For an overnight stay or tourism experience, it may mean the room, view, story, booking platform, reviews, search terms, photography, local recommendations, and guest experience all strengthen one another.
That is where rural businesses can become stronger. Not by copying competitors. Not by chasing every trend. Not by posting louder. By building clarity that people can find, feel, and trust.
The point is not to replace the mill. The point is to restore the flow.
Rural Business Research Should Lead to Action

The reports are useful. They tell us businesses need support. They tell us rural entrepreneurs face pressure. They tell us some businesses are adapting faster than others. They tell us digital tools, customer access, technical help, financing, and stronger ecosystems matter.
But the next step is where the real work begins.
Who is helping the business clarify its offer? Who is fixing the website? Who is improving the Google profile? Who is writing the search-friendly content? Who is documenting the proof? Who is reading the analytics? Who is connecting social activity back to web traffic, inquiries, bookings, calls, purchases, and real customer behavior?
Who is helping the owner understand that marketing is not noise, but infrastructure?

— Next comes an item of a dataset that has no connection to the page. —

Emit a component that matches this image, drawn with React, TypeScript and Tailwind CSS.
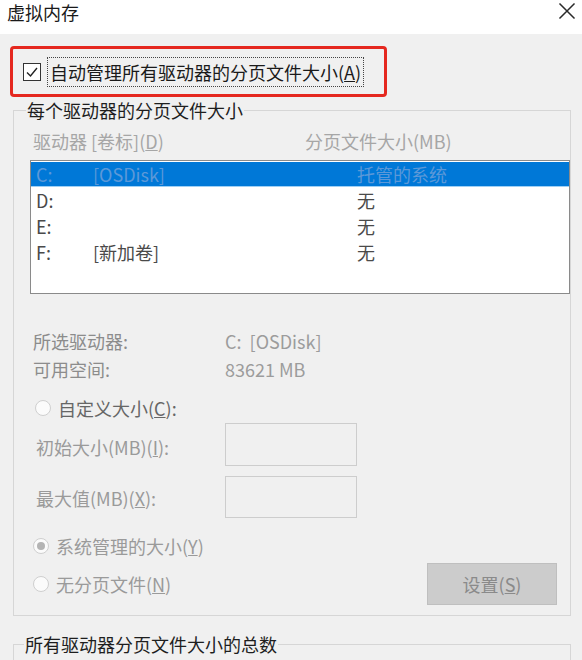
import React from 'react';

const font = { fontFamily: '"Noto Sans CJK SC", "Noto Sans", sans-serif' };

const Radio = ({ checked = false }: { checked?: boolean }) => (
  <span className="flex size-[16px] shrink-0 items-center justify-center rounded-full border border-[#cfcfcf] bg-[#fbfbfb]">
    {checked && <span className="size-[8px] rounded-full bg-[#b4b4b4]" />}
  </span>
);

const drives = [
  { letter: 'D:', label: '', size: '无' },
  { letter: 'E:', label: '', size: '无' },
  { letter: 'F:', label: '[新加卷]', size: '无' },
];

const App = () => {
  return (
    <div className="h-[660px] w-[582px] overflow-hidden bg-[#f0f0f0] text-[18px]" style={font}>
      {/* title bar */}
      <div className="flex h-[34px] items-start justify-between bg-white pl-[7px] pr-[6px]">
        <span className="leading-[24px] text-[#1a1a1a]">虚拟内存</span>
        <span className="mt-[2px] h-[18px] w-[18px] shrink-0 text-[16px] leading-[18px] text-[#2a2a2a]">
          <svg viewBox="0 0 18 18" width="18" height="18" className="block">
            <path d="M2 2L16 16M16 2L2 16" stroke="#2a2a2a" strokeWidth="1.5" strokeLinecap="square" />
          </svg>
        </span>
      </div>

      {/* auto manage checkbox, highlighted */}
      <div className="ml-[10px] mt-[12px] flex h-[51px] w-[377px] items-center rounded-[4px] border-[3px] border-[#e5281f] pl-[10px]">
        <span className="flex size-[18px] items-center justify-center border border-[#333] bg-white">
          <svg width="14" height="14" viewBox="0 0 14 14">
            <path d="M2 7.5 L5.5 11 L12 3" stroke="#222" strokeWidth="1.4" fill="none" />
          </svg>
        </span>
        <span className="ml-[6px] border border-dotted border-[#444] px-[2px] py-[2px] leading-[24px] text-[#1a1a1a]">
          自动管理所有驱动器的分页文件大小(<u>A</u>)
        </span>
      </div>

      {/* per drive group */}
      <fieldset className="ml-[13px] mt-[2px] w-[558px] border border-[#d6d6d6] pb-[10px]">
        <legend className="ml-[12px] px-[1px] leading-[22px] text-[#1e1e1e]">每个驱动器的分页文件大小</legend>

        <div className="mt-[9px] flex pl-[19px] leading-[22px] text-[#a6a6a6]">
          <span className="w-[272px]">驱动器 [卷标](<u>D</u>)</span>
          <span>分页文件大小(MB)</span>
        </div>

        <div className="ml-[16px] mt-[8px] h-[134px] w-[540px] border border-[#8a8a8a] bg-white pt-[1px]">
          <div className="flex h-[25px] items-center border-b border-[#9fd0f5] bg-[#0078d7] pl-[5px] text-[#5c98d8]">
            <span className="w-[57px]">C:</span>
            <span className="w-[264px]">[OSDisk]</span>
            <span>托管的系统</span>
          </div>
          {drives.map((d) => (
            <div key={d.letter} className="flex h-[26px] items-center pl-[5px] text-[#4a4a4a]">
              <span className="w-[57px]">{d.letter}</span>
              <span className="w-[264px]">{d.label}</span>
              <span>{d.size}</span>
            </div>
          ))}
        </div>

        <div className="mt-[33px] pl-[19px] leading-[22px]">
          <div className="flex h-[28px] items-center">
            <span className="w-[192px] text-[#8c8c8c]">所选驱动器:</span>
            <span className="text-[#9c9c9c]">C:&nbsp; [OSDisk]</span>
          </div>
          <div className="flex h-[28px] items-center">
            <span className="w-[192px] text-[#8c8c8c]">可用空间:</span>
            <span className="text-[#9c9c9c]">83621 MB</span>
          </div>
        </div>

        <div className="mt-[14px] flex h-[22px] items-center gap-[7px] pl-[21px] text-[#666]">
          <Radio />
          <span>自定义大小(<u>C</u>):</span>
        </div>

        <div className="mt-[4px] flex items-center pl-[22px] text-[#9a9a9a]">
          <span className="w-[189px] pt-[6px]">初始大小(MB)(<u>I</u>):</span>
          <div className="h-[43px] w-[132px] border border-[#cdcdcd] bg-[#f0f0f0]" />
        </div>
        <div className="mt-[10px] flex items-center pl-[22px] text-[#9a9a9a]">
          <span className="w-[189px] pt-[2px]">最大值(MB)(<u>X</u>):</span>
          <div className="h-[42px] w-[132px] border border-[#cdcdcd] bg-[#f0f0f0]" />
        </div>

        <div className="mt-[17px] flex h-[22px] items-center gap-[7px] pl-[19px] text-[#9a9a9a]">
          <Radio checked />
          <span>系统管理的大小(<u>Y</u>)</span>
        </div>

        <div className="mt-[6px] flex items-center pl-[19px] pr-[13px] text-[#9a9a9a]">
          <div className="flex items-center gap-[7px]">
            <Radio />
            <span>无分页文件(<u>N</u>)</span>
          </div>
          <div className="ml-auto flex h-[42px] w-[130px] items-center justify-center border border-[#bfbfbf] bg-[#cccccc] text-[#8a8a8a]">
            设置(<u>S</u>)
          </div>
        </div>
      </fieldset>

      {/* total group */}
      <fieldset className="ml-[13px] mt-[17px] h-[60px] w-[558px] border border-[#d6d6d6]">
        <legend className="ml-[10px] px-[1px] leading-[22px] text-[#1e1e1e]">所有驱动器分页文件大小的总数</legend>
      </fieldset>
    </div>
  );
};

export default App;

That is where strategy becomes visible.

Rural businesses are not short on effort. They are not short on pride. They are not short on talent. Many are short on clarity, visibility, proof, and measurement. In today’s economy, those things are no longer optional.
A business can be loved locally and still be hard to find. It can have great work and still fail to show proof. It can have loyal customers and still miss the next generation. It can have the right equipment and still lose the job to a competitor with a clearer presence. It can have a beautiful storefront and still be invisible to the visitor planning a weekend from two hours away.
That is why rural business strategy has to become more complete.
A stronger rural business strategy does not replace hard work, reputation, craftsmanship, or local relationships. It gives those things a better way to travel. It helps the right people find the business, understand the offer, see the proof, and take the next step with confidence.
Business support in rural communities should not stop at encouragement. It should help owners build the practical systems that make growth possible: a clear message, a credible website, a strong search presence, a healthy Google profile, useful content, proof through photography and reviews, social media that connects to the larger strategy, and analytics that show what is actually working.
The businesses that survive are usually the ones willing to learn which tools still work, which tools have changed, and which tools they cannot afford to ignore.
The research is catching up to the reality. Now rural businesses need the discipline, strategy, and systems to act on it. The problem is not always the mill.
Sometimes the problem is that the water never reaches the wheel.